This post provides additional material relating to my book: King Alfred, a Man on the Move, available through Amazon and bookshops

This post follows on from a more general one about King Alfred and London. Here we specifically look at the town walls. There is a Youtube video at the end of this post.

The walls of London are Roman in origin but they would have been present, although probably much repaired in places, when King Alfred restored London around 886. It seems that prior to then the main population focus of London had shifted after the Romans left to the area that we now know as Aldwych , with the site of the Roman town, approximating to the area that we now call “The City”,  becoming very much depopulated. It seems that Alfred’s redevelopment of London led to the area of the walled former Roman town becoming a focus of population again.

I decided to see if it was possible to walk what would have been the perimeter of Alfred’s London. Although the wall is sometimes visible (although, even where visible, subject to much repair or later modification), in most places much imagination is required as the line of the wall runs into modern buildings. Nonetheless, it was a fun thing to do and it certainly helped me to appreciate the shape of the old town.

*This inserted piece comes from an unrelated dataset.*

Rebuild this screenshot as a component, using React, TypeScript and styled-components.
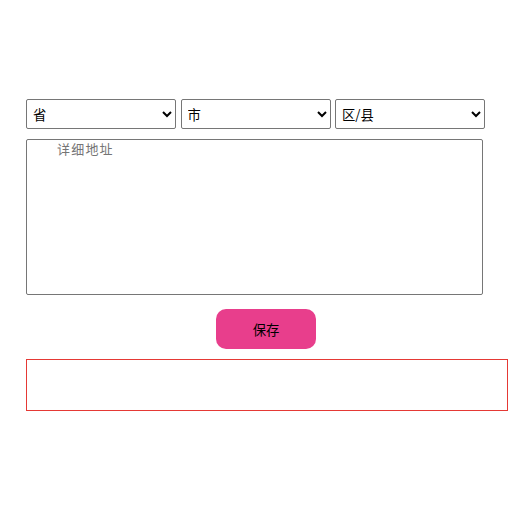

A map from my book. King Alfred: A Man on the Move. A dashed line shows the course of the old town wall of London
A map from my book, King Alfred: A Man on the Move. The dashed line shows the course of the old town wall of London. Contains OS data © Crown copyright and database right (2018).

I started in the Tower Hill area, where there are three  places at which the wall can be seen. Travelling anti-clockwise (as in the rest of this post) the first location is what is known as the Postern Gate. This is revealed in a big hole on the same side of the busy Tower Hill arterial road as the Tower of London. From here, if you turn back north and cross the road you will not be able to miss one of the best remaining sections of wall. It is in a pleasant little park and you can walk right up to it on both sides.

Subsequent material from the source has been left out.